Des centaines de personnes ont assisté dimanche à Kaboul aux funérailles d'une femme lynchée jeudi par une foule dans la capitale afghane, et 13 policiers ont été suspendus, selon le ministère de l'Intérieur.

Les funérailles de cette femme, lynchée car soupçonnée d'avoir brûlé un exemplaire du coran, ont eu lieu dimanche matin au cimetière du quartier de Panjsad Families (nord de Kaboul), et se sont déroulées dans le calme. Plusieurs membres du Parlement afghan y ont assisté, ainsi que des responsables gouvernementaux.

Dans un communiqué publié dimanche soir, le ministère de l'Intérieur afghan a précisé que 13 policiers ont été suspendus, dont le chef de la police du quartier où se sont déroulés les faits. En effet, beaucoup de témoins ont affirmé que la police n'était pas intervenue pendant le lynchage.

Et le ministre de l'Intérieur Noorul Haq Ulumi a demandé à la police criminelle de Kaboul d'enquêter «sérieusement» sur cette affaire. Selon le communiqué, 11 autres personnes en connexion avec les faits ont été arrêtées.

Fait rare en Afghanistan, au cours de la cérémonie dimanche matin, ce sont des femmes, militantes et membres de la société civile qui ont porté au cimetière le cercueil de la victime, Farkhunda, 27 ans.

La foule a crié «Dieu est grand» en demandant au gouvernement de mener les coupables devant la justice.

«C'est un crime contre cette famille, un crime contre une soeur et un crime contre l'humanité», a lancé au micro Bari Salam, un militant des droits de l'Homme.

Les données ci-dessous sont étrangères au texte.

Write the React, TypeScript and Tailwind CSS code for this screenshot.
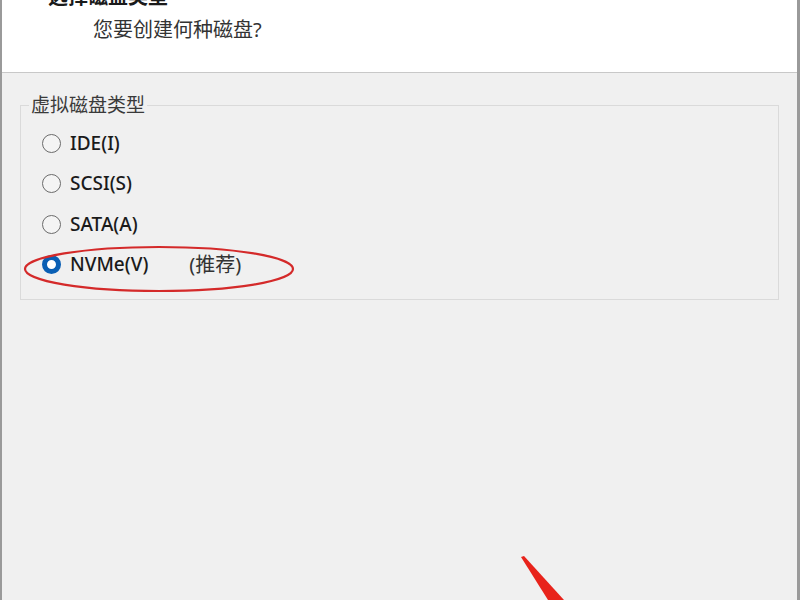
const options = [
  { label: "IDE(I)", checked: false },
  { label: "SCSI(S)", checked: false },
  { label: "SATA(A)", checked: false },
  { label: "NVMe(V)", checked: true, note: "(推荐)" },
];

function Radio({ checked }: { checked: boolean }) {
  if (checked) {
    return (
      <span className="w-[19px] h-[19px] rounded-full border-[5px] border-[#0a5fb4] bg-white shrink-0" />
    );
  }
  return (
    <span className="w-[19px] h-[19px] rounded-full border border-[#6b6b6b] bg-[#f4f4f4] shrink-0" />
  );
}

export default function App() {
  return (
    <div
      className="relative w-[800px] h-[600px] overflow-hidden bg-[#f0f0f0] border-l-2 border-r-[3px] border-[#9a9a9a] text-[#1a1a1a]"
      style={{ fontFamily: '"Noto Sans", "Noto Sans CJK SC", sans-serif' }}
    >
      {/* header */}
      <div className="h-[73px] flex flex-col bg-white border-b border-[#c8c8c8]">
        <div className="pl-[46px] -mt-[15px] text-[20px] font-bold leading-[24px]">
          选择磁盘类型
        </div>
        <div className="pl-[91px] mt-[8px] text-[20px] leading-[26px] text-[#333]">
          您要创建何种磁盘?
        </div>
      </div>

      {/* group box */}
      <fieldset className="mx-[18px] mt-[21px] h-[206px] border border-[#dadada]">
        <legend className="ml-[8px] px-[2px] text-[19px] leading-[22px] text-[#3a3a3a]">
          虚拟磁盘类型
        </legend>
        <div className="flex flex-col pt-[7px] pl-[21px]">
          {options.map((o) => (
            <div key={o.label} className="h-[40.5px] flex items-center gap-[9px]">
              <Radio checked={o.checked} />
              <span className="text-[19px] font-medium leading-none">{o.label}</span>
              {o.note && (
                <span className="ml-[32px] text-[20px] leading-none text-[#333]">{o.note}</span>
              )}
            </div>
          ))}
        </div>
      </fieldset>

      {/* red annotations */}
      <svg className="absolute left-0 top-0 pointer-events-none" width="800" height="600">
        <ellipse cx="157" cy="269" rx="134" ry="22" fill="none" stroke="#d42a2a" strokeWidth="2.2" />
        <polygon points="519,557 522,556 562,600 546,600" fill="#e8231b" />
      </svg>
    </div>
  );
}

Najeebullah, le frère de la victime, a dit à l'AFP lors des funérailles que sa soeur était «profondément religieuse (et qu'elle) récitait le Coran et priait cinq fois par jour».

Jeudi, une foule dense avait battu à mort une femme soupçonnée d'avoir brûlé un exemplaire du Coran près de la mosquée du quartier de ShahDo Shamshera, dans le centre de Kaboul.

Cette femme, dont le corps a été jeté dans le lit du fleuve Kaboul avant d'être enflammé, était traitée depuis quatre ans pour des troubles psychiatriques, selon la police.

Le président Ashraf Ghani avait fermement condamné cet acte vendredi, ajoutant qu'il entrait «clairement en contradiction avec la charia (loi islamique) et le système de justice islamique».

Le président Ghani a également ordonné une enquête sur l'affaire.

«Nous en avons arrêté 13 en relation avec le meurtre de Farkhunda, même s'ils sont 100, nous les arrêterons tous», a assuré dimanche après-midi à l'AFP le général Zahir Zahir, chef des investigations criminelles au ministère de l'Intérieur.

M. Ghani a estimé que l'incident souligne un «problème fondamental», selon lui, car «presque 90% des tâches de la police sont dédiée aux combats (antiterroristes), ce qui n'est pas leur rôle constitutionnel». Le président a ensuite ajouté que «l'application de l'État de droit est cruciale» pour le pays.

La mission de l'ONU en Afghanistan (Unama) a également condamné cet acte vendredi.

Les images choquantes de la victime, photo et vidéo réalisées sur téléphones portables, ont été largement diffusées sur les réseaux sociaux. On y voit toute la séquence du lynchage et du corps en train de brûler.

En 2012, la révélation de l'incinération d'exemplaires du Coran sur la base américaine de Bagram avait provoqué cinq jours de violentes émeutes antiaméricaines et d'attentats. Une trentaine de personnes avaient été tuées.